CIOs are requiring that their organizations re-architect data centers to include a migration to private clouds, with virtualization at the core. The focal point of infrastructure orchestration is moving to serve these virtualized environments. VMware vCenter and Microsoft System Center are becoming critical to managing and orchestrating the virtual environment, but their visibility into the physical elements is largely limited to the servers that host hypervisor images. The rest of the infrastructure -including bare metal servers, switches and storage – are mostly invisible to hypervisor-based management. To overcome this shortcoming, many products provide software tools that integrate and enable VMware vCenter or Microsoft System Center to perform some management functions, for instance storage provisioning or snapshot management, but again, these are limited to individual infrastructure elements and do not orchestrate the entire infrastructure from one source. First generation CI solutions produced real cost benefits in the pre-deployment phase but continue to be limited to traditional element management tools bundled together. The division of labor for virtual machines, physical servers, client networking, storage and storage networking produces management overlap and no labor-related benefits without optimized converged system management.

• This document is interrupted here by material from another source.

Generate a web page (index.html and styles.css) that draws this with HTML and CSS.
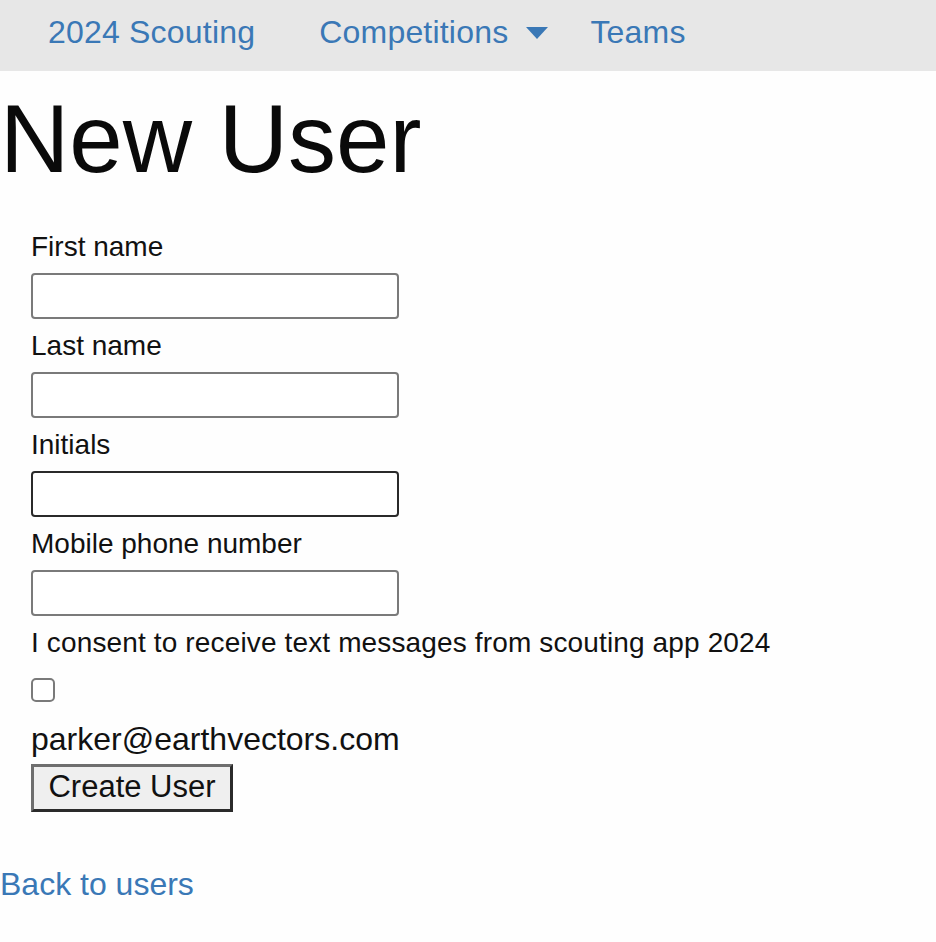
FILE: index.html
```html
<!DOCTYPE html>
<html lang="en">
<head>
<meta charset="utf-8">
<title>New User</title>
<link rel="stylesheet" href="styles.css">
</head>
<body>
<nav class="navbar">
  <a class="nav-link brand" href="#">2024 Scouting</a>
  <a class="nav-link dropdown" href="#">Competitions <span class="caret"></span></a>
  <a class="nav-link" href="#">Teams</a>
</nav>
<h1 class="title">New User</h1>
<form class="user-form">
  <label class="field-label">First name</label>
  <input class="text-input" type="text">
  <label class="field-label">Last name</label>
  <input class="text-input" type="text">
  <label class="field-label">Initials</label>
  <input class="text-input focused" type="text">
  <label class="field-label">Mobile phone number</label>
  <input class="text-input" type="text">
  <label class="field-label consent">I consent to receive text messages from scouting app 2024</label>
  <span class="checkbox"></span>
  <div class="email">parker@earthvectors.com</div>
  <button class="submit" type="button">Create User</button>
</form>
<a class="back-link" href="#">Back to users</a>
</body>
</html>
```
FILE: styles.css
```css
html, body {
  margin: 0;
  padding: 0;
  background: #fefefe;
  font-family: "Liberation Sans", Arial, sans-serif;
  color: #111;
}
.navbar {
  height: 71px;
  background: #e7e7e7;
  display: flex;
  align-items: center;
  padding-left: 48px;
  padding-bottom: 6px;
  box-sizing: border-box;
}
.nav-link {
  color: #3a78b6;
  text-decoration: none;
  font-size: 32px;
  line-height: 37px;
  letter-spacing: 0.2px;
}
.brand {
  margin-right: 64px;
}
.dropdown {
  display: flex;
  align-items: center;
  margin-right: 42px;
}
.caret {
  display: inline-block;
  width: 0;
  height: 0;
  margin-left: 18px;
  margin-top: 0;
  border-left: 11px solid transparent;
  border-right: 11px solid transparent;
  border-top: 12px solid #3a78b6;
}
.title {
  margin: 13px 0 0 0;
  font-size: 96px;
  font-weight: normal;
  line-height: 110px;
  color: #0a0a0a;
}
.user-form {
  display: flex;
  flex-direction: column;
  align-items: flex-start;
  padding-left: 31px;
  margin-top: 37px;
}
.field-label {
  font-size: 28px;
  line-height: 32px;
  color: #111;
}
.consent {
  letter-spacing: 0.14px;
}
.text-input {
  box-sizing: border-box;
  width: 368px;
  height: 46px;
  margin: 10px 0 11px 0;
  border: 2px solid #7a7a7a;
  border-radius: 4px;
  background: #fff;
  padding: 0 8px;
  font-size: 28px;
}
.text-input.focused {
  border-color: #2a2a2a;
}
.checkbox {
  box-sizing: border-box;
  width: 24px;
  height: 24px;
  margin: 19px 0 19px 0;
  border: 2px solid #7a7a7a;
  border-radius: 5px;
  background: #fff;
}
.email {
  font-size: 32px;
  line-height: 37px;
}
.submit {
  box-sizing: border-box;
  margin-top: 6px;
  width: 202px;
  height: 48px;
  padding: 0 0 3px 0;
  font-family: "Liberation Sans", Arial, sans-serif;
  font-size: 31px;
  color: #111;
  background: #efefef;
  border: 3px solid;
  border-color: #6e6e6e #2a2a2a #2a2a2a #6e6e6e;
}
.back-link {
  display: block;
  margin-top: 54px;
  font-size: 32px;
  line-height: 37px;
  color: #3a78b6;
  text-decoration: none;
}
```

IT professionals at both enterprise and cloud service providers are clear about what they wish for in a solution. To truly realize the full benefits of CI solutions, a new generation of CI needs unified orchestration of the physical layer from the same software that manages the virtual. To achieve seamless and true orchestration of end-to-end physical and virtual environments, tight integration across all elements, including virtualization management software, is essential. The industry needs innovations in CI that support seamless infrastructure, virtualization and management integration in order to enable dramatic simplification via automating manually intensive tasks and reducing associated staff resource time. These innovations must also cut over provisioning of storage and network resources, and most importantly, maintain commitments for mission-critical workload SLAs. With these advancements, a new generation of CI can become the foundation for the migration to private clouds, and enable bigger reduction in operating costs. Savings will come from reduced labor requirements due to a simplified and automated data center management, and eventually drive enterprises and cloud service providers toward consolidating storage, network and server management teams into CI teams.
When will this day come? I’d be curious to get your thoughts.